A simple white tea adjustment rhythm:
- Brew once with your normal leaf amount and water temperature.
- If the cup is thin, extend the next steep modestly.
- If it becomes rough or bitter, lower the temperature or reduce time.
- If it remains weak, adjust leaf amount before making the steep much longer.
- Keep notes on the tea style, not just the minute count.
This keeps the focus on the cup in front of you rather than turning steeping time into the only serious variable.
What the Evidence Can and Cannot Say
The available research supports the general mechanism: tea preparation variables, including steeping time and temperature, can influence caffeine-related compounds in an infusion. That is enough to answer the brewing question carefully.
It is not enough to give exact white tea caffeine values for each minute of steeping. The available sources do not provide a confirmed white-tea-specific extraction table for Silver Needle, White Peony, Gongmei, and Shoumei, nor do they support broad claims that all long-steeped white tea becomes very high in caffeine.
The most accurate practical answer is conditional:
- Longer steeping can increase caffeine extraction.
- The increase is shaped by leaf amount, temperature, vessel, leaf form, and brewing style.

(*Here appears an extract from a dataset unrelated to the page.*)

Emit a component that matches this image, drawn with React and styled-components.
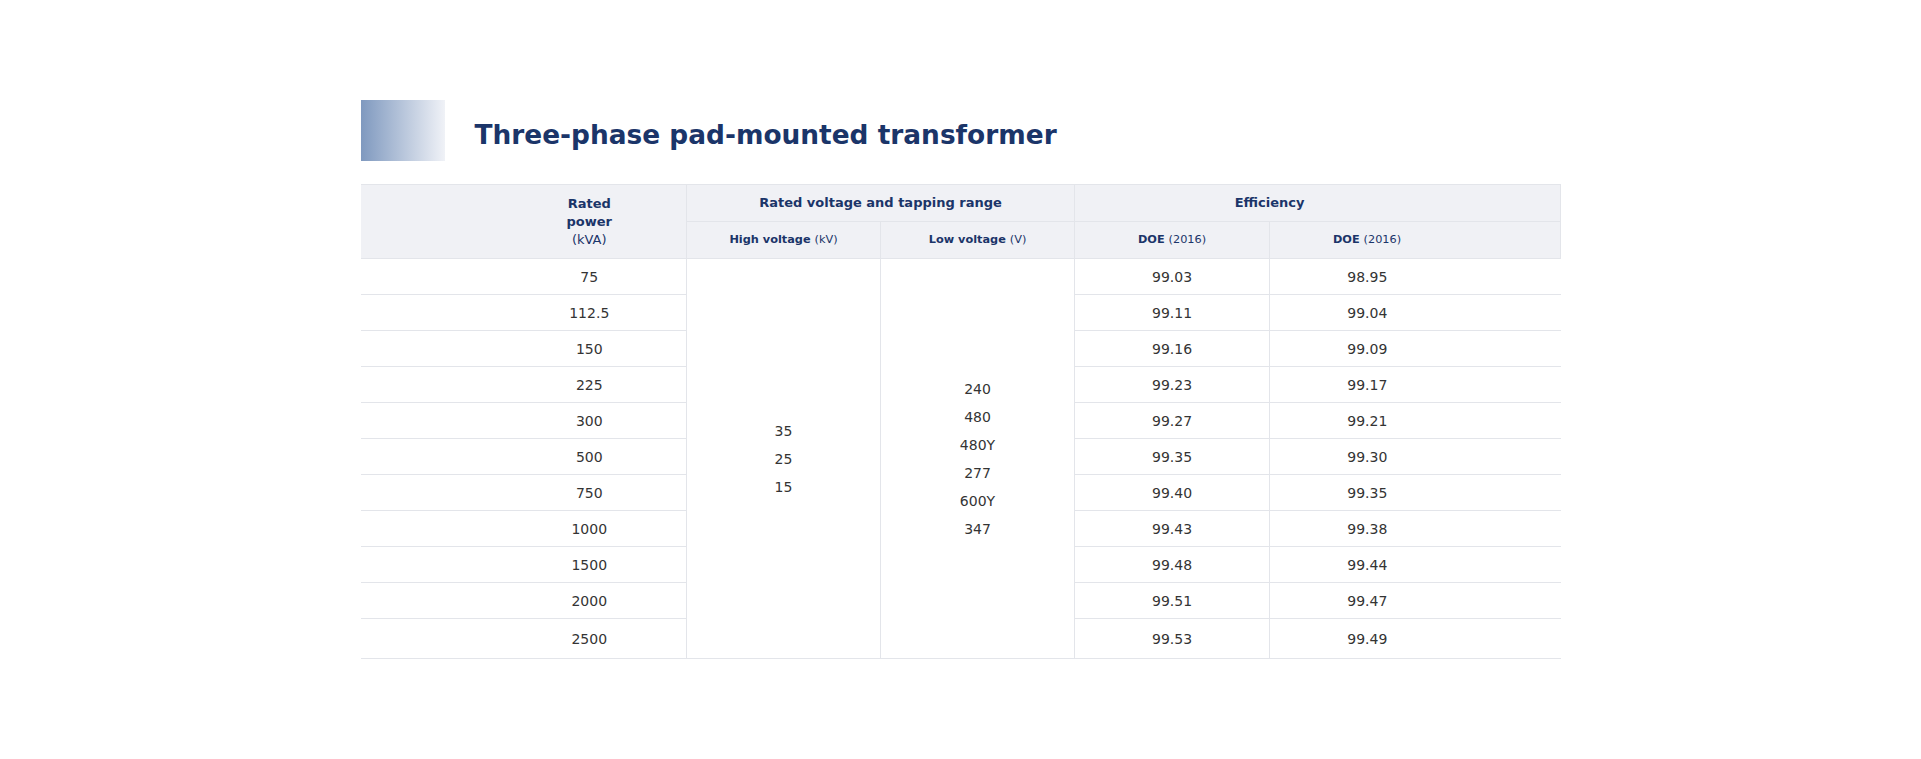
import React from 'react';
import styled, { createGlobalStyle } from 'styled-components';

const navy = '#1b3569';
const line = '#e3e5ea';

const ratings = [
  ['75', '99.03', '98.95'],
  ['112.5', '99.11', '99.04'],
  ['150', '99.16', '99.09'],
  ['225', '99.23', '99.17'],
  ['300', '99.27', '99.21'],
  ['500', '99.35', '99.30'],
  ['750', '99.40', '99.35'],
  ['1000', '99.43', '99.38'],
  ['1500', '99.48', '99.44'],
  ['2000', '99.51', '99.47'],
  ['2500', '99.53', '99.49'],
];

const highVoltages = ['35', '25', '15'];
const lowVoltages = ['240', '480', '480Y', '277', '600Y', '347'];

const GlobalStyle = createGlobalStyle`
  body {
    margin: 0;
    background: #fff;
    font-family: "DejaVu Sans", "Noto Sans", sans-serif;
  }
`;

const Page = styled.div`
  padding-top: 100px;
  padding-bottom: 100px;
`;

const Wrapper = styled.section`
  width: 1200px;
  margin: 0 auto;
`;

const TitleRow = styled.div`
  display: flex;
  align-items: center;
  gap: 30px;
  height: 61px;
`;

const Swatch = styled.div`
  width: 84px;
  height: 61px;
  background: linear-gradient(90deg, #7f99bf 0%, #f0f2f7 100%);
`;

const Title = styled.h2`
  margin: 0;
  padding-top: 7px;
  font-size: 26.4px;
  font-weight: 700;
  color: ${navy};
`;

const Table = styled.table`
  width: 1200px;
  margin-top: 23px;
  table-layout: fixed;
  border-collapse: collapse;
`;

const HeadRow = styled.tr`
  height: ${(p) => p.$h}px;
`;

const Th = styled.th`
  background: #f0f1f5;
  border: 1px solid ${line};
  border-left: ${(p) => (p.$first ? 'none' : `1px solid ${line}`)};
  color: ${navy};
  font-size: ${(p) => (p.$small ? 11.3 : 13)}px;
  font-weight: 700;
  line-height: 18px;
  text-align: center;
  vertical-align: middle;
  padding: 0 ${(p) => (p.$last ? 96 : 0)}px 0 ${(p) => (p.$first ? 132 : 0)}px;
`;

const Unit = styled.span`
  font-weight: 400;
`;

const Row = styled.tr`
  height: ${(p) => (p.$tall ? 40 : 36)}px;
`;

const Td = styled.td`
  border-top: 1px solid ${line};
  border-bottom: 1px solid ${line};
  border-left: ${(p) => (p.$first ? 'none' : `1px solid ${line}`)};
  color: #343434;
  font-size: 14px;
  text-align: center;
  vertical-align: middle;
  padding: 0 ${(p) => (p.$last ? 96 : 0)}px 0 ${(p) => (p.$first ? 132 : 0)}px;
`;

const SpanTd = styled(Td)`
  line-height: 28px;
  padding-top: 0;
`;

export default function App() {
  return (
    <Page>
      <GlobalStyle />
      <Wrapper>
        <TitleRow>
          <Swatch />
          <Title>Three-phase pad-mounted transformer</Title>
        </TitleRow>
        <Table>
          <colgroup>
            <col style={{ width: 326 }} />
            <col style={{ width: 194 }} />
            <col style={{ width: 194 }} />
            <col style={{ width: 195 }} />
            <col style={{ width: 291 }} />
          </colgroup>
          <thead>
            <HeadRow $h={37}>
              <Th rowSpan={2} $first>
                Rated
                <br />
                power
                <br />
                <Unit>(kVA)</Unit>
              </Th>
              <Th colSpan={2}>Rated voltage and tapping range</Th>
              <Th colSpan={2} $last>
                Efficiency
              </Th>
            </HeadRow>
            <HeadRow $h={37}>
              <Th $small>
                High voltage <Unit>(kV)</Unit>
              </Th>
              <Th $small>
                Low voltage <Unit>(V)</Unit>
              </Th>
              <Th $small>
                DOE <Unit>(2016)</Unit>
              </Th>
              <Th $small $last>
                DOE <Unit>(2016)</Unit>
              </Th>
            </HeadRow>
          </thead>
          <tbody>
            {ratings.map(([power, doeA, doeB], i) => (
              <Row key={power} $tall={i === ratings.length - 1}>
                <Td $first>{power}</Td>
                {i === 0 && (
                  <>
                    <SpanTd rowSpan={ratings.length}>
                      {highVoltages.map((v) => (
                        <div key={v}>{v}</div>
                      ))}
                    </SpanTd>
                    <SpanTd rowSpan={ratings.length}>
                      {lowVoltages.map((v) => (
                        <div key={v}>{v}</div>
                      ))}
                    </SpanTd>
                  </>
                )}
                <Td>{doeA}</Td>
                <Td $last>{doeB}</Td>
              </Row>
            ))}
          </tbody>
        </Table>
      </Wrapper>
    </Page>
  );
}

- Strong taste suggests more overall extraction, but it does not measure caffeine precisely.
- Caffeine-sensitive drinkers may prefer shorter, cooler, lighter brews, while recognizing that no simple steeping rule gives a fixed number.
Bottom Line for Your Next Cup
If all other variables stay the same, brewing white tea longer will usually extract more from the leaf, including caffeine. But white tea caffeine extraction is not controlled by time alone.
For a gentler cup, shorten the steep, cool the water slightly, or use less leaf. For a fuller cup, extend time carefully. Either way, do not treat flavor strength as a caffeine meter. Adjust one variable at a time, taste the result, and read the cup as a white tea infusion rather than a caffeine calculation.